Racial segregation was a harsh reality in 19th century America. It led to universal double standards, where virtually all conditions and opportunities were inferior to those of white people. Though African Americans were no longer enduring slavery, they were still subjected to abusive and cruel treatment of a largely racist culture.
Deeply rooted racist attitudes persisted after the Civil War. African Americans were subjected to brutal forms of racism and discrimination, with little recourse. Called “Jim Crow laws”, the double standard of white and black lives was viciously enforced and had devastating economic and human costs.
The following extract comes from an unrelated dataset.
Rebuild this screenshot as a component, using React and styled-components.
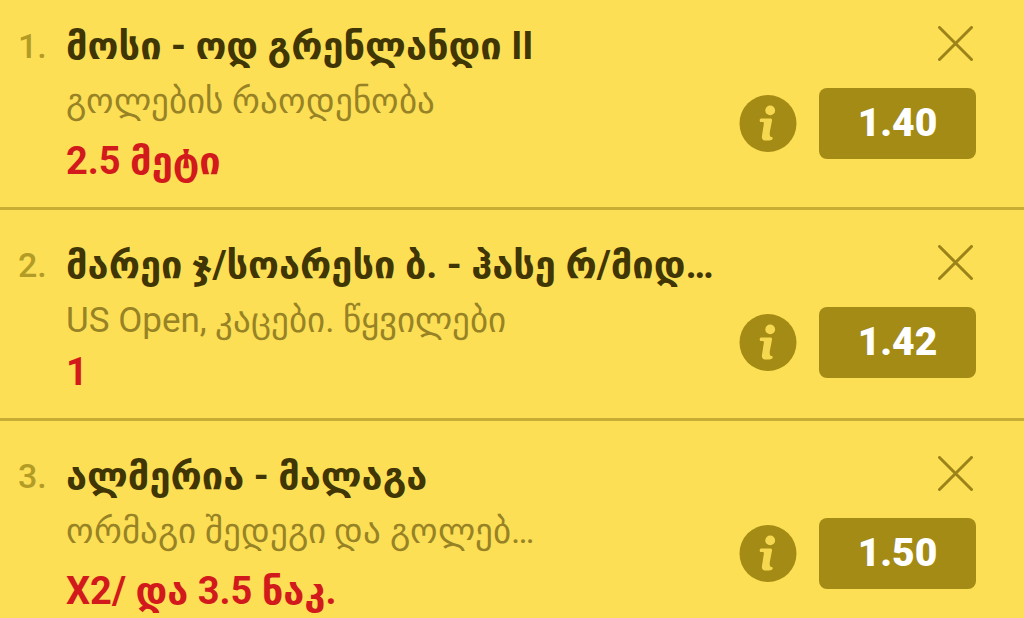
import React from "react";
import styled, { createGlobalStyle } from "styled-components";

const Global = createGlobalStyle`
  * { box-sizing: border-box; }
  body {
    margin: 0;
    background: #fddf55;
    font-family: Roboto, sans-serif;
  }
  button {
    margin: 0;
    padding: 0;
    border: 0;
    background: none;
    font-family: inherit;
    cursor: pointer;
  }
`;

const Slip = styled.ol`
  margin: 0;
  padding: 0;
  list-style: none;
`;

const Bet = styled.li`
  display: flex;
  padding: 29px 48px 24px 18px;
  border-bottom: 3px solid #c8ad34;

  &:first-child {
    padding-top: 20px;
  }

  &:last-child {
    padding-bottom: 0;
    border-bottom: 0;
  }
`;

const Position = styled.span`
  flex: 0 0 48px;
  font-size: 34px;
  font-weight: 500;
  line-height: 52px;
  color: #b39c26;
`;

const Details = styled.div`
  flex: 1;
  min-width: 0;
  white-space: nowrap;
`;

const Match = styled.h2`
  margin: 0;
  font-family: Roboto, "DejaVu Sans", sans-serif;
  font-size: 38px;
  font-weight: 700;
  line-height: 52px;
  color: #403505;
`;

const Market = styled.p`
  margin: 0;
  font-size: 35px;
  line-height: 59px;
  color: #978325;
`;

const Pick = styled.p`
  margin: ${(p) => (p.$compact ? 0 : 8)}px 0 0;
  font-family: Roboto, "DejaVu Sans", sans-serif;
  font-size: 38px;
  font-weight: 700;
  line-height: 44px;
  color: #d2191c;
`;

const Side = styled.div`
  display: flex;
  flex-direction: column;
  align-items: flex-end;
  gap: 27px;
  margin-top: 6px;
`;

const CloseButton = styled.button`
  width: 38px;
  height: 35px;
`;

const Actions = styled.div`
  display: flex;
  align-items: center;
  gap: 22px;
`;

const InfoButton = styled.button`
  width: 58px;
  height: 58px;
`;

const Odds = styled.button`
  && {
    width: 157px;
    height: 71px;
    padding-bottom: 2px;
    border-radius: 8px;
    background: #a48b15;
    font-size: 39px;
    font-weight: 900;
    color: #fff;
  }
`;

const Drawing = styled.svg`
  display: block;
`;

const CloseIcon = () => (
  <Drawing width="35" height="35" viewBox="0 0 35 35" aria-hidden="true">
    <path d="M1.5 1.5 33.5 33.5M33.5 1.5 1.5 33.5" fill="none" stroke="#9b8319" strokeWidth="3" strokeLinecap="round" />
  </Drawing>
);

const InfoIcon = () => (
  <Drawing width="58" height="58" viewBox="0 0 58 58" aria-hidden="true">
    <circle cx="29" cy="28.5" r="28.5" fill="#a48b15" />
    <circle cx="31.2" cy="15.4" r="4.9" fill="#f5d850" />
    <path
      d="M22 23.6h9.4c1.3 0 1.8.8 1.6 2.2l-2.1 10.6c-.4 2.4-.3 4.3.6 5.3.8.3 2.2.2 2.2 1.4 0 1.9-1.6 2.5-6.5 2.5-3.7 0-4.7-1.7-4.2-4.9l1.8-11.6c.2-1.3-.2-2-1.2-2h-1.9c-1.4 0-1.4-3.2.3-3.5z"
      fill="#f5d850"
    />
  </Drawing>
);

const bets = [
  { match: "მოსი - ოდ გრენლანდი II", market: "გოლების რაოდენობა", pick: "2.5 მეტი", odds: "1.40" },
  { match: "მარეი ჯ/სოარესი ბ. - ჰასე რ/მიდ…", market: "US Open, კაცები. წყვილები", pick: "1", odds: "1.42", compact: true },
  { match: "ალმერია - მალაგა", market: "ორმაგი შედეგი და გოლებ…", pick: "X2/ და 3.5 ნაკ.", odds: "1.50" },
];

export default function App() {
  return (
    <main>
      <Global />
      <Slip>
        {bets.map((bet, i) => (
          <Bet key={bet.match}>
            <Position>{i + 1}.</Position>
            <Details>
              <Match>{bet.match}</Match>
              <Market>{bet.market}</Market>
              <Pick $compact={bet.compact}>{bet.pick}</Pick>
            </Details>
            <Side>
              <CloseButton type="button" aria-label="წაშლა">
                <CloseIcon />
              </CloseButton>
              <Actions>
                <InfoButton type="button" aria-label="ინფორმაცია">
                  <InfoIcon />
                </InfoButton>
                <Odds type="button">{bet.odds}</Odds>
              </Actions>
            </Side>
          </Bet>
        ))}
      </Slip>
    </main>
  );
}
Jim Crow segregation and discrimination policies throughout the South severely restricted the lives and freedoms of African Americans and caused many to flee the South. Racial segregation and discriminatory treatment were also typical in northern areas, as well, though northern cities did typically offer some expanded opportunities to African Americans.
The term "Jim Crow" is derived from a popular song performed in minstrel show tradition, or minstrelsy era. The traveling stage shows became popular in the 1830's and eventually evolved into vaudeville theatre. One routine called "Jump Jim Crow" was broad slapstick performed by a white actor in cork-face paint, ridiculing black people, which was typical in the popular entertainment of the era.
Meanwhile, in the 1890's, the earliest forms of jazz began to emerge in New Orleans, a multiracial and multicultural French-ruled city with a social order that demanded music and revelry. Creole musicians were combining the elements of West African work songs, slave spirituals, minstrel and vaudeville shows, and rural blues expression with the European brass band instruments and harmonies. This newly born hybrid music filled the streets of New Orleans on every occasion from parades to funeral marches.